Nous aurons beau adopter les textes les plus complets du monde, tant que nos forces de l’ordre, nos magistrats, nos interprètes, bref tant que tous nos fonctionnaires de l’asile continueront à œuvrer dans des conditions déplorables, nous ne réglerons rien.
À titre d’exemple, la Cour nationale du droit d’asile, la CNDA, avec plus de 53 000 demandes d’entrée en 2017, a connu une progression du nombre de dossiers de 34 % par rapport à 2016. Plus d’un tiers d’augmentation ! Ces chiffres sont impressionnants et nous devrons nous en souvenir lors des discussions sur le budget pour 2019.

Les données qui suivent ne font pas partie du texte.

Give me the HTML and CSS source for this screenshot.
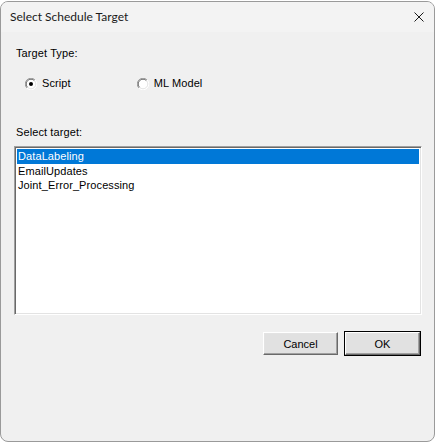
FILE: index.html
```html
<!DOCTYPE html>
<html lang="en">
<head>
    <meta charset="UTF-8">
    <meta name="viewport" content="width=device-width, initial-scale=1.0">
    <title>Select Schedule Target</title>
    <link rel="stylesheet" href="styles.css">
</head>
<body>
    <div class="dialog">
        <div class="titlebar">
            <span class="title">Select Schedule Target</span>
            <svg class="close" width="10" height="10" viewBox="0 0 10 10">
                <path d="M0.5 0.5 L9.5 9.5 M9.5 0.5 L0.5 9.5" stroke="#1a1a1a" stroke-width="1" fill="none"/>
            </svg>
        </div>

        <div class="content">
            <div class="label">Target Type:</div>

            <div class="radios">
                <label class="radio">
                    <svg class="radio-box" width="12" height="12" viewBox="0 0 12 12">
                        <circle cx="6" cy="6" r="5.5" fill="#fff"/>
                        <path d="M1.9 10.1 A5.5 5.5 0 0 1 10.1 1.9" stroke="#a0a0a0" fill="none"/>
                        <path d="M10.1 1.9 A5.5 5.5 0 0 1 1.9 10.1" stroke="#fff" fill="none"/>
                        <path d="M2.6 9.4 A4.5 4.5 0 0 1 9.4 2.6" stroke="#696969" fill="none"/>
                        <path d="M9.4 2.6 A4.5 4.5 0 0 1 2.6 9.4" stroke="#e3e3e3" fill="none"/>
                        <circle cx="6" cy="6" r="2" fill="#000"/>
                    </svg>
                    <span>Script</span>
                </label>
                <label class="radio">
                    <svg class="radio-box" width="12" height="12" viewBox="0 0 12 12">
                        <circle cx="6" cy="6" r="5.5" fill="#fff"/>
                        <path d="M1.9 10.1 A5.5 5.5 0 0 1 10.1 1.9" stroke="#a0a0a0" fill="none"/>
                        <path d="M10.1 1.9 A5.5 5.5 0 0 1 1.9 10.1" stroke="#fff" fill="none"/>
                        <path d="M2.6 9.4 A4.5 4.5 0 0 1 9.4 2.6" stroke="#696969" fill="none"/>
                        <path d="M9.4 2.6 A4.5 4.5 0 0 1 2.6 9.4" stroke="#e3e3e3" fill="none"/>
                    </svg>
                    <span>ML Model</span>
                </label>
            </div>

            <div class="label">Select target:</div>

            <ul class="listbox">
                <li class="selected">DataLabeling</li>
                <li>EmailUpdates</li>
                <li>Joint_Error_Processing</li>
            </ul>

            <div class="buttons">
                <button class="btn">Cancel</button>
                <button class="btn default">OK</button>
            </div>
        </div>
    </div>
</body>
</html>
```

FILE: styles.css
```css
body {
    margin: 0;
    background-color: #ffffff;
    font-family: 'Liberation Sans', Arial, sans-serif;
    font-size: 11px;
    color: #000000;
}

.dialog {
    margin-top: 1px;
    width: 433px;
    height: 439px;
    border: 1px solid #9a9a9a;
    border-radius: 8px;
    background-color: #f0f0f0;
    overflow: hidden;
    display: flex;
    flex-direction: column;
}

.titlebar {
    height: 30px;
    background-color: #f3f3f3;
    display: flex;
    align-items: center;
    justify-content: space-between;
    padding: 0 10px 0 9px;
    flex-shrink: 0;
}

.title {
    font-family: Lato, 'Noto Sans', sans-serif;
    font-size: 12px;
    color: #1a1a1a;
    margin-top: -2px;
}

.close {
    margin-top: -1px;
}

.content {
    padding: 15px 12px 0 13px;
    display: flex;
    flex-direction: column;
}

.label {
    line-height: 13px;
    padding-left: 2px;
    letter-spacing: 0.1px;
}

.radios {
    display: flex;
    margin-top: 17px;
    margin-left: 11px;
    height: 13px;
    letter-spacing: 0.1px;
}

.radio {
    display: flex;
    align-items: center;
    gap: 5px;
    line-height: 13px;
}

.radio + .radio {
    margin-left: 66px;
}

.radios + .label {
    margin-top: 36px;
}

.listbox {
    list-style: none;
    margin: 7px 0 0 0;
    height: 163px;
    background-color: #ffffff;
    border-top: 1px solid #a0a0a0;
    border-left: 1px solid #a0a0a0;
    border-right: 1px solid #ffffff;
    border-bottom: 1px solid #ffffff;
    box-shadow: inset 1px 1px 0 #696969, inset -1px -1px 0 #e3e3e3;
    padding: 2px 2px;
}

.listbox li {
    height: 14.5px;
    line-height: 14px;
    padding-left: 1px;
    letter-spacing: 0.1px;
}

.listbox li.selected {
    background-color: #0078d7;
    color: #ffffff;
}

.buttons {
    display: flex;
    justify-content: flex-end;
    gap: 7px;
    margin-top: 17px;
    padding-right: 2px;
}

.btn {
    width: 75px;
    height: 23px;
    font-family: 'Liberation Sans', Arial, sans-serif;
    font-size: 11px;
    color: #000000;
    background-color: #e1e1e1;
    border-top: 1px solid #ffffff;
    border-left: 1px solid #ffffff;
    border-right: 1px solid #696969;
    border-bottom: 1px solid #696969;
    box-shadow: inset -1px -1px 0 #a0a0a0, inset 1px 1px 0 #e3e3e3;
    padding: 0;
}

.btn.default {
    outline: 1px solid #000000;
    outline-offset: 0;
}
```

Enfin, c’est bien au niveau européen que doit être portée cette question. Nous espérons que les chefs d’État et de gouvernement réunis en Conseil européen cette semaine parviendront à un accord équilibré sur la réforme du régime d’asile européen.
Le sommet de dimanche dernier n’est malheureusement pas de bon augure : l’Europe apparaît divisée et prisonnière des agendas politiques des uns et des autres.
La France devra défendre une approche conforme à sa tradition de responsabilité et d’humanisme. Elle devra s’efforcer d’obtenir un consensus sur ce sujet qui divise l’Europe. Elle devra redonner corps à la promesse européenne de sécurité, de prospérité et de responsabilité.
Si nous échouons, en Europe, si vous échouez, madame la ministre, tous nos débats n’auront servi à rien. Cet énième texte sur l’immigration, malgré votre bonne volonté, restera une coquille vide. Madame la ministre, mes chers collègues, le groupe Les Indépendants accueille donc favorablement ce projet de loi modifié par le Sénat, en espérant qu’il apportera une réponse aux problèmes actuels.